Web page code records
>> start
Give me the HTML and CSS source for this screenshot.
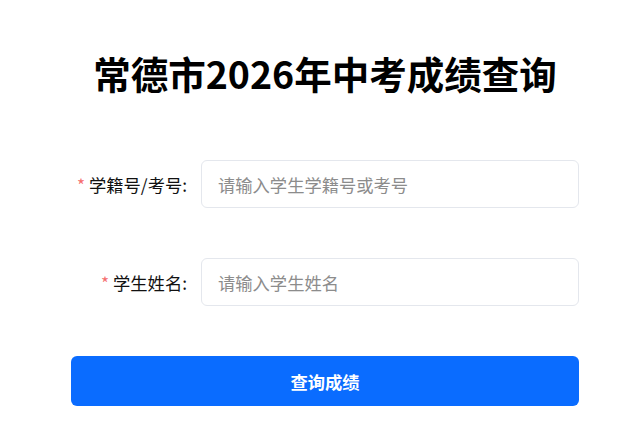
FILE: index.html
```html
<!DOCTYPE html>
<html lang="zh-CN">
	<head>
		<title>常德市2026年中考成绩查询</title>
		<meta charset="utf-8"/>
		<link rel="stylesheet" href="styles.css">
	</head>
	<body>
		<div class="page">
			<h1 class="title">常德市2026年中考成绩查询</h1>

			<form class="queryForm" onsubmit="return false;">
				<div class="formRow">
					<label class="formLabel" for="studentNo"><span class="required">*</span> 学籍号/考号:</label>
					<input class="formInput" id="studentNo" type="text" placeholder="请输入学生学籍号或考号">
				</div>

				<div class="formRow">
					<label class="formLabel" for="studentName"><span class="required">*</span> 学生姓名:</label>
					<input class="formInput" id="studentName" type="text" placeholder="请输入学生姓名">
				</div>

				<button class="submitBtn" type="submit">查询成绩</button>
			</form>
		</div>
	</body>
</html>
```

FILE: styles.css
```css
body, html {
	margin: 0;
	background: #fff;
	font-family: "Noto Sans CJK SC", "Noto Sans", sans-serif;
}

.page {
	padding: 47px 58px 0 71px;
}

.title {
	margin: 0;
	font-size: 37.5px;
	line-height: 52px;
	font-weight: bold;
	color: #000;
	text-align: center;
}

.queryForm {
	margin-top: 61px;
}

.formRow {
	display: flex;
	align-items: center;
	height: 48px;
	margin-bottom: 50px;
}

.formLabel {
	width: 130px;
	flex-shrink: 0;
	box-sizing: border-box;
	padding-right: 14px;
	text-align: right;
	font-size: 17.3px;
	color: #111;
}

.required {
	color: #f56c6c;
}

.formInput {
	flex: 1;
	height: 48px;
	box-sizing: border-box;
	border: 1px solid #e4e7ed;
	border-radius: 6px;
	padding: 0 16px;
	font-family: inherit;
	font-size: 17.3px;
	color: #333;
	outline: none;
}

.formInput::placeholder {
	color: #8c8c8c;
}

.submitBtn {
	display: block;
	width: 100%;
	height: 50px;
	border: none;
	border-radius: 6px;
	background-color: #0a6cff;
	color: #fff;
	font-family: inherit;
	font-size: 17.3px;
	font-weight: bold;
	cursor: pointer;
}
```
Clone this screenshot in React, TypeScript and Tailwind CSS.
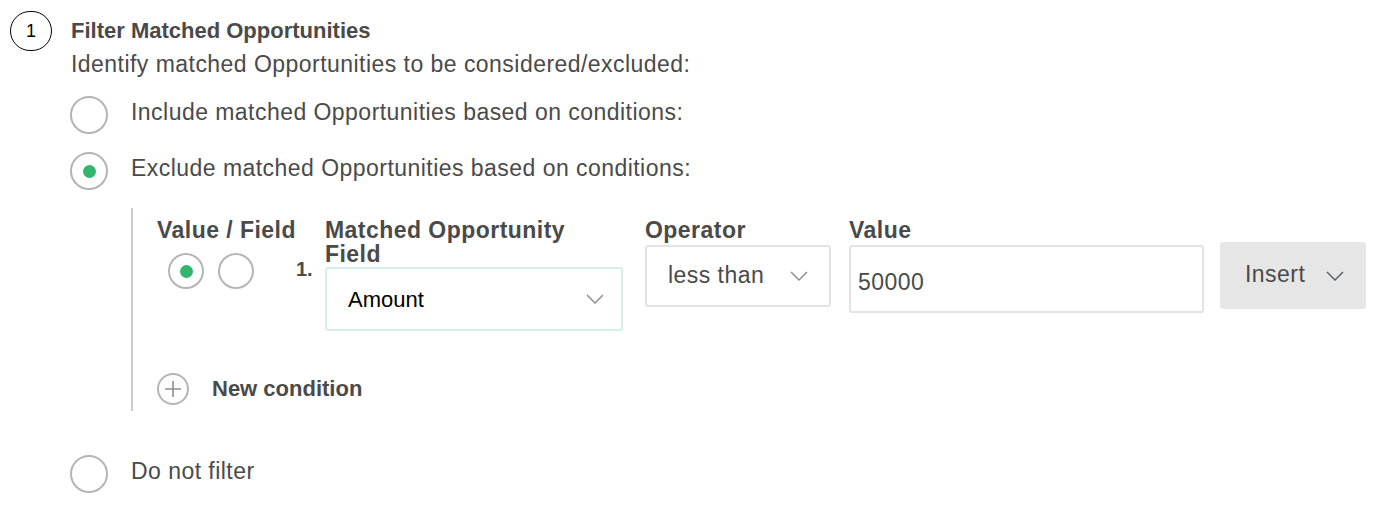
const font = { fontFamily: '"Liberation Sans", Arial, sans-serif' };

const Radio = ({ checked, size = 38 }: { checked?: boolean; size?: number }) => (
  <span
    className="flex shrink-0 items-center justify-center rounded-full border-2 border-[#b5b5b5] bg-white"
    style={{ width: size, height: size }}
  >
    {checked && <span className="h-[13px] w-[13px] rounded-full bg-[#34b56f]" />}
  </span>
);

const Chevron = ({ color = "#8a9199" }: { color?: string }) => (
  <svg width="18" height="10" viewBox="0 0 18 10" fill="none">
    <path d="M1 1l8 8 8-8" stroke={color} strokeWidth="1.5" />
  </svg>
);

export default function App() {
  return (
    <div className="flex bg-white pl-[10px] pt-[11px] text-[#4a4a4a]" style={font}>
      <div className="flex h-[40px] w-[42px] shrink-0 items-center justify-center rounded-full border-[1.5px] border-black text-[18px] text-black">
        1
      </div>
      <div className="ml-[19px] pt-[8px]">
        <h2 className="text-[22px] font-bold leading-[24px]">Filter Matched Opportunities</h2>
        <p className="mt-[7px] text-[23px] leading-[28px] tracking-[0.02em]">
          Identify matched Opportunities to be considered/excluded:
        </p>

        <div className="-ml-px mt-[18px] flex items-center">
          <Radio />
          <span className="ml-[23px] -mt-[6px] text-[23px] leading-[28px] tracking-[0.02em]">
            Include matched Opportunities based on conditions:
          </span>
        </div>
        <div className="-ml-px mt-[18px] flex items-center">
          <Radio checked />
          <span className="ml-[23px] -mt-[6px] text-[23px] leading-[28px] tracking-[0.02em]">
            Exclude matched Opportunities based on conditions:
          </span>
        </div>

        <div className="ml-[60px] mt-[18px] border-l-2 border-[#cccccc] pb-[6px] pl-[24px] pt-[10px]">
          <div className="flex items-start">
            <div className="w-[168px] shrink-0">
              <div className="text-[23px] font-bold leading-[24px] tracking-[0.02em]">Value / Field</div>
              <div className="mt-[11px] flex items-start">
                <div className="ml-[11px] flex gap-[14px]">
                  <Radio checked size={36} />
                  <Radio size={36} />
                </div>
                <span className="ml-[42px] mt-[4px] text-[20px] font-bold leading-[24px]">1.</span>
              </div>
            </div>
            <div className="w-[298px] shrink-0">
              <div className="w-[270px] text-[23px] font-bold leading-[24px] tracking-[0.02em]">
                Matched Opportunity Field
              </div>
              <div className="mt-[1px] flex h-[64px] items-center justify-between rounded-[3px] border-2 border-[#d4efe3] pl-[21px] pr-[17px]">
                <span className="text-[22px] text-black">Amount</span>
                <Chevron />
              </div>
            </div>
            <div className="ml-[22px] w-[186px] shrink-0">
              <div className="text-[23px] font-bold leading-[24px] tracking-[0.02em]">Operator</div>
              <div className="mt-[3px] flex h-[62px] items-center justify-between rounded-[3px] border-2 border-[#e3e3e3] pl-[21px] pr-[21px]">
                <span className="-mt-[2px] text-[23px] tracking-[0.02em]">less than</span>
                <Chevron />
              </div>
            </div>
            <div className="ml-[18px] w-[355px] shrink-0">
              <div className="text-[23px] font-bold leading-[24px] tracking-[0.02em]">Value</div>
              <div className="mt-[3px] flex h-[68px] items-center rounded-[3px] border-2 border-[#e3e3e3] pl-[7px]">
                <span className="mt-[6px] text-[23px] tracking-[0.02em]">50000</span>
              </div>
            </div>
            <div className="ml-[16px] mt-[24px] flex h-[67px] w-[146px] items-center justify-between rounded-[3px] bg-[#e6e6e6] pl-[25px] pr-[22px]">
              <span className="-mt-[2px] text-[23px] tracking-[0.02em]">Insert</span>
              <Chevron color="#5f6366" />
            </div>
          </div>

          <div className="mt-[41px] flex items-center">
            <span className="flex h-[32px] w-[32px] items-center justify-center rounded-full border-2 border-[#b5b5b5]">
              <svg width="18" height="18" viewBox="0 0 18 18">
                <path d="M9 1v16M1 9h16" stroke="#8a8f94" strokeWidth="1.6" />
              </svg>
            </span>
            <span className="ml-[23px] text-[22px] font-bold">New condition</span>
          </div>
        </div>

        <div className="-ml-px mt-[44px] flex items-center">
          <Radio />
          <span className="ml-[23px] -mt-[6px] text-[23px] leading-[28px] tracking-[0.02em]">Do not filter</span>
        </div>
      </div>
    </div>
  );
}
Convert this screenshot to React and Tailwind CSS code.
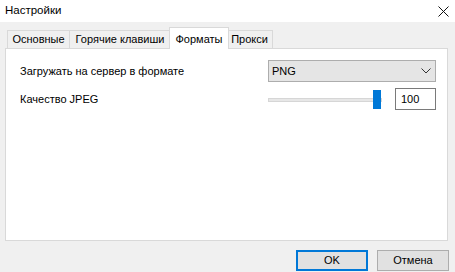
>> end
— REQUIREMENT —
Make an exact copy of every record, pictures excluded.

— TASK SOLUTION —
Give me the HTML and CSS source for this screenshot.
FILE: index.html
```html
<!DOCTYPE html>
<html lang="zh-CN">
	<head>
		<title>常德市2026年中考成绩查询</title>
		<meta charset="utf-8"/>
		<link rel="stylesheet" href="styles.css">
	</head>
	<body>
		<div class="page">
			<h1 class="title">常德市2026年中考成绩查询</h1>

			<form class="queryForm" onsubmit="return false;">
				<div class="formRow">
					<label class="formLabel" for="studentNo"><span class="required">*</span> 学籍号/考号:</label>
					<input class="formInput" id="studentNo" type="text" placeholder="请输入学生学籍号或考号">
				</div>

				<div class="formRow">
					<label class="formLabel" for="studentName"><span class="required">*</span> 学生姓名:</label>
					<input class="formInput" id="studentName" type="text" placeholder="请输入学生姓名">
				</div>

				<button class="submitBtn" type="submit">查询成绩</button>
			</form>
		</div>
	</body>
</html>
```

FILE: styles.css
```css
body, html {
	margin: 0;
	background: #fff;
	font-family: "Noto Sans CJK SC", "Noto Sans", sans-serif;
}

.page {
	padding: 47px 58px 0 71px;
}

.title {
	margin: 0;
	font-size: 37.5px;
	line-height: 52px;
	font-weight: bold;
	color: #000;
	text-align: center;
}

.queryForm {
	margin-top: 61px;
}

.formRow {
	display: flex;
	align-items: center;
	height: 48px;
	margin-bottom: 50px;
}

.formLabel {
	width: 130px;
	flex-shrink: 0;
	box-sizing: border-box;
	padding-right: 14px;
	text-align: right;
	font-size: 17.3px;
	color: #111;
}

.required {
	color: #f56c6c;
}

.formInput {
	flex: 1;
	height: 48px;
	box-sizing: border-box;
	border: 1px solid #e4e7ed;
	border-radius: 6px;
	padding: 0 16px;
	font-family: inherit;
	font-size: 17.3px;
	color: #333;
	outline: none;
}

.formInput::placeholder {
	color: #8c8c8c;
}

.submitBtn {
	display: block;
	width: 100%;
	height: 50px;
	border: none;
	border-radius: 6px;
	background-color: #0a6cff;
	color: #fff;
	font-family: inherit;
	font-size: 17.3px;
	font-weight: bold;
	cursor: pointer;
}
```
Clone this screenshot in React, TypeScript and Tailwind CSS.
const font = { fontFamily: '"Liberation Sans", Arial, sans-serif' };

const Radio = ({ checked, size = 38 }: { checked?: boolean; size?: number }) => (
  <span
    className="flex shrink-0 items-center justify-center rounded-full border-2 border-[#b5b5b5] bg-white"
    style={{ width: size, height: size }}
  >
    {checked && <span className="h-[13px] w-[13px] rounded-full bg-[#34b56f]" />}
  </span>
);

const Chevron = ({ color = "#8a9199" }: { color?: string }) => (
  <svg width="18" height="10" viewBox="0 0 18 10" fill="none">
    <path d="M1 1l8 8 8-8" stroke={color} strokeWidth="1.5" />
  </svg>
);

export default function App() {
  return (
    <div className="flex bg-white pl-[10px] pt-[11px] text-[#4a4a4a]" style={font}>
      <div className="flex h-[40px] w-[42px] shrink-0 items-center justify-center rounded-full border-[1.5px] border-black text-[18px] text-black">
        1
      </div>
      <div className="ml-[19px] pt-[8px]">
        <h2 className="text-[22px] font-bold leading-[24px]">Filter Matched Opportunities</h2>
        <p className="mt-[7px] text-[23px] leading-[28px] tracking-[0.02em]">
          Identify matched Opportunities to be considered/excluded:
        </p>

        <div className="-ml-px mt-[18px] flex items-center">
          <Radio />
          <span className="ml-[23px] -mt-[6px] text-[23px] leading-[28px] tracking-[0.02em]">
            Include matched Opportunities based on conditions:
          </span>
        </div>
        <div className="-ml-px mt-[18px] flex items-center">
          <Radio checked />
          <span className="ml-[23px] -mt-[6px] text-[23px] leading-[28px] tracking-[0.02em]">
            Exclude matched Opportunities based on conditions:
          </span>
        </div>

        <div className="ml-[60px] mt-[18px] border-l-2 border-[#cccccc] pb-[6px] pl-[24px] pt-[10px]">
          <div className="flex items-start">
            <div className="w-[168px] shrink-0">
              <div className="text-[23px] font-bold leading-[24px] tracking-[0.02em]">Value / Field</div>
              <div className="mt-[11px] flex items-start">
                <div className="ml-[11px] flex gap-[14px]">
                  <Radio checked size={36} />
                  <Radio size={36} />
                </div>
                <span className="ml-[42px] mt-[4px] text-[20px] font-bold leading-[24px]">1.</span>
              </div>
            </div>
            <div className="w-[298px] shrink-0">
              <div className="w-[270px] text-[23px] font-bold leading-[24px] tracking-[0.02em]">
                Matched Opportunity Field
              </div>
              <div className="mt-[1px] flex h-[64px] items-center justify-between rounded-[3px] border-2 border-[#d4efe3] pl-[21px] pr-[17px]">
                <span className="text-[22px] text-black">Amount</span>
                <Chevron />
              </div>
            </div>
            <div className="ml-[22px] w-[186px] shrink-0">
              <div className="text-[23px] font-bold leading-[24px] tracking-[0.02em]">Operator</div>
              <div className="mt-[3px] flex h-[62px] items-center justify-between rounded-[3px] border-2 border-[#e3e3e3] pl-[21px] pr-[21px]">
                <span className="-mt-[2px] text-[23px] tracking-[0.02em]">less than</span>
                <Chevron />
              </div>
            </div>
            <div className="ml-[18px] w-[355px] shrink-0">
              <div className="text-[23px] font-bold leading-[24px] tracking-[0.02em]">Value</div>
              <div className="mt-[3px] flex h-[68px] items-center rounded-[3px] border-2 border-[#e3e3e3] pl-[7px]">
                <span className="mt-[6px] text-[23px] tracking-[0.02em]">50000</span>
              </div>
            </div>
            <div className="ml-[16px] mt-[24px] flex h-[67px] w-[146px] items-center justify-between rounded-[3px] bg-[#e6e6e6] pl-[25px] pr-[22px]">
              <span className="-mt-[2px] text-[23px] tracking-[0.02em]">Insert</span>
              <Chevron color="#5f6366" />
            </div>
          </div>

          <div className="mt-[41px] flex items-center">
            <span className="flex h-[32px] w-[32px] items-center justify-center rounded-full border-2 border-[#b5b5b5]">
              <svg width="18" height="18" viewBox="0 0 18 18">
                <path d="M9 1v16M1 9h16" stroke="#8a8f94" strokeWidth="1.6" />
              </svg>
            </span>
            <span className="ml-[23px] text-[22px] font-bold">New condition</span>
          </div>
        </div>

        <div className="-ml-px mt-[44px] flex items-center">
          <Radio />
          <span className="ml-[23px] -mt-[6px] text-[23px] leading-[28px] tracking-[0.02em]">Do not filter</span>
        </div>
      </div>
    </div>
  );
}
Convert this screenshot to React and Tailwind CSS code.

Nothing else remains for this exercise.